Global Life Skill Education Evaluation for UNICEF
Overview
The Global Life Skills Education Evaluation intends to assess the added-value of UNICEF investments in life skills education programmes in terms of the relevance of programmes, their coverage, efficiency, effectiveness and sustainability. Find out more about UNICEF life skills here.
UNICEF-supported Life Skills Education programmes are currently being implemented in approximately 70 countries, but there has as yet been little investment in monitoring and evaluation of structured, long-term and sustained interventions, or whether learning outcomes are achieved as a result of these efforts.
EfC are leading the global evaluation which aims to contribute to filling this gap. The evaluation aims to examine where countries are with respect to accepted knowledge about components of successful life skills education programmes at formal and non-formal levels and what the results are for children. This process includes an examination of policy pronouncements on life skills education, curriculum and programme analyses, and whether life skills learning outcomes have been incorporated in assessment and examination systems. The evaluation also examines whether life skills education programmes are implemented from a rights-based perspective, and make additional effort to include the most at risk and/or vulnerable young people.
Progress
Desk review
The desk review was conducted by EfC’s team of experts, following a request to 70 of UNICEF’s country offices for documents on Life Skills. A brief summary of the review was produced for each of the countries for which documents were received, feeding into the phase 1 report.
Case studies
Full and partial case studies were carried out in seven countries. Full case studies comprised of a series of national level interviews with relevant government and development partner staff, and focus group discussions, interviews and Most Significant Change story gathering with district education officials, school staff, children, community members and local CSOs and NGOs during visits to schools and non-formal centres in three regions of each country. Each case study was managed by a team of one international expert and two to four national consultants. Partial case studies were limited to national level interviews and document reviews.

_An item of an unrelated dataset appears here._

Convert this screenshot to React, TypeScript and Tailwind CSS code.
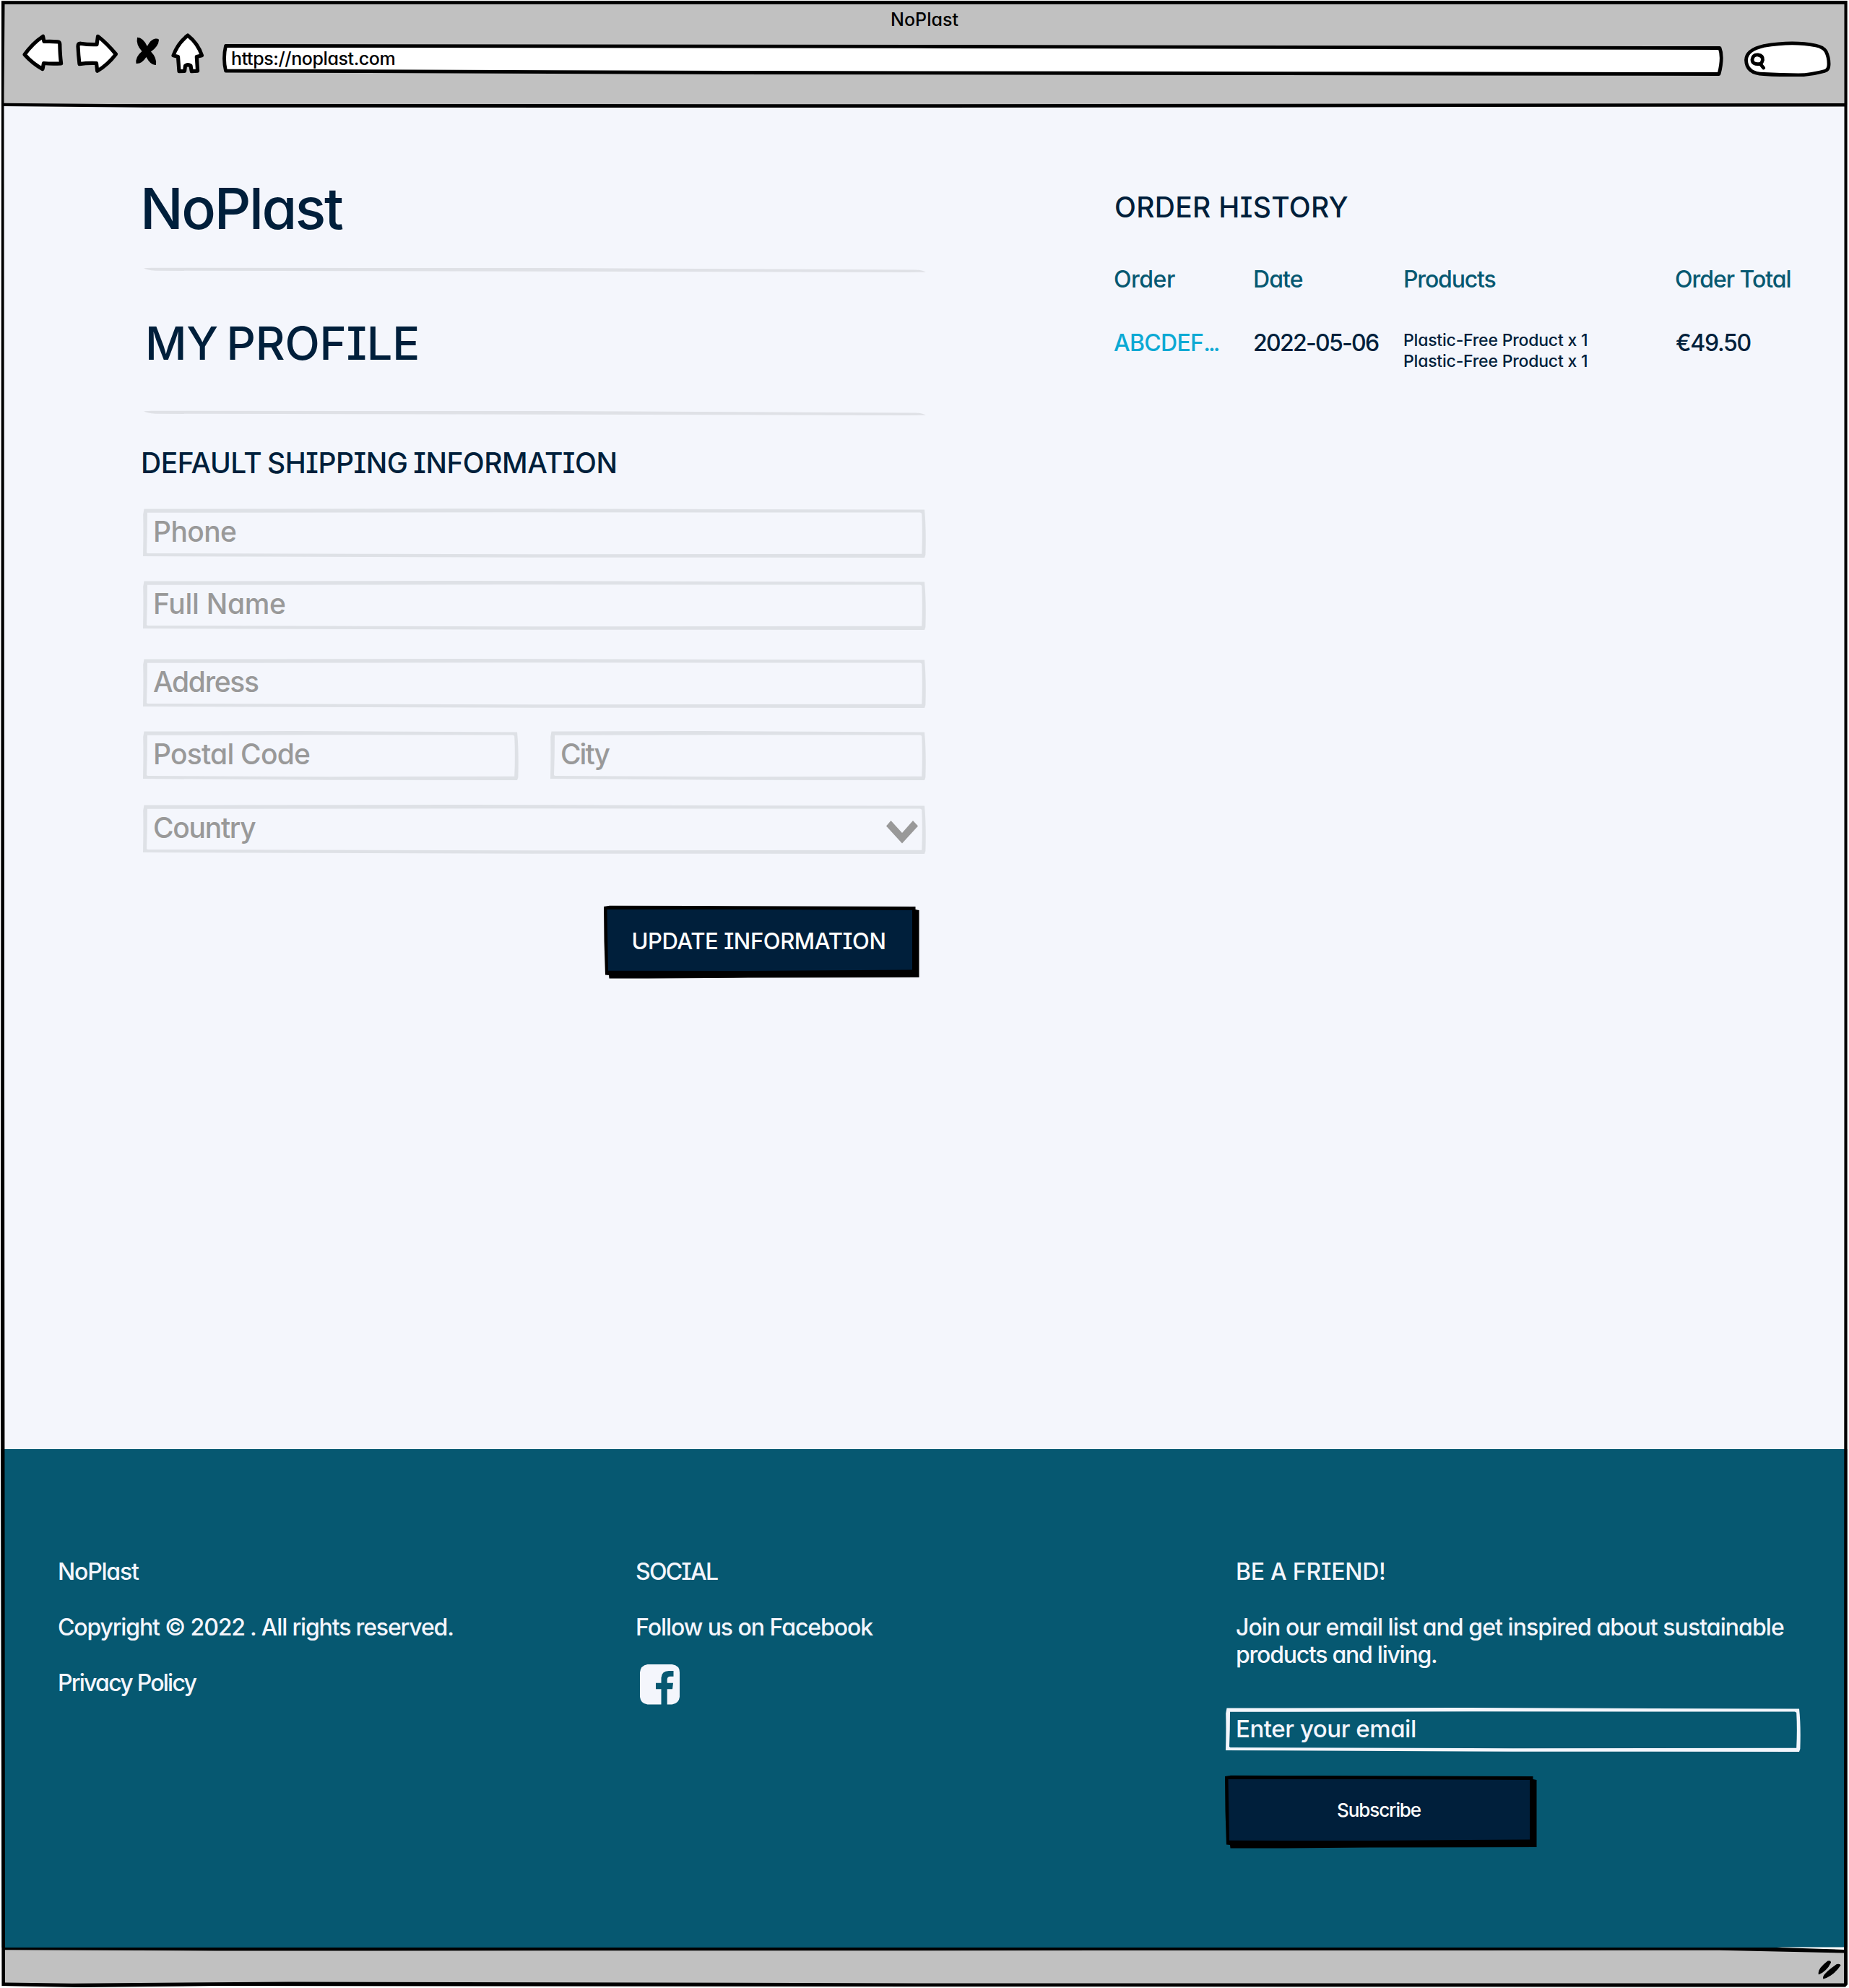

| Country | Expert | Case study type |
|---|---|---|
| Armenia |
John Wood |
Full |
| Barbados | Patricia Daniels |
Full |
| Jordan | Felisa Tibbitts |
Partial |
| Kenya | Maureen Wang'ati |
Full |
| Malawi | Laetitia Antonowicz | Full |
| Mozambique | David Clarke |
Full |
| Myanmar | David Clarke |
Partial |
Final reporting
Drawing on the individual country case study reports and the desk review, a final report is currently being prepared by the EfC team. The country summaries from the desk review phase are also being developed into an interactive internal website to act as a useful reference resource for UNICEF staff.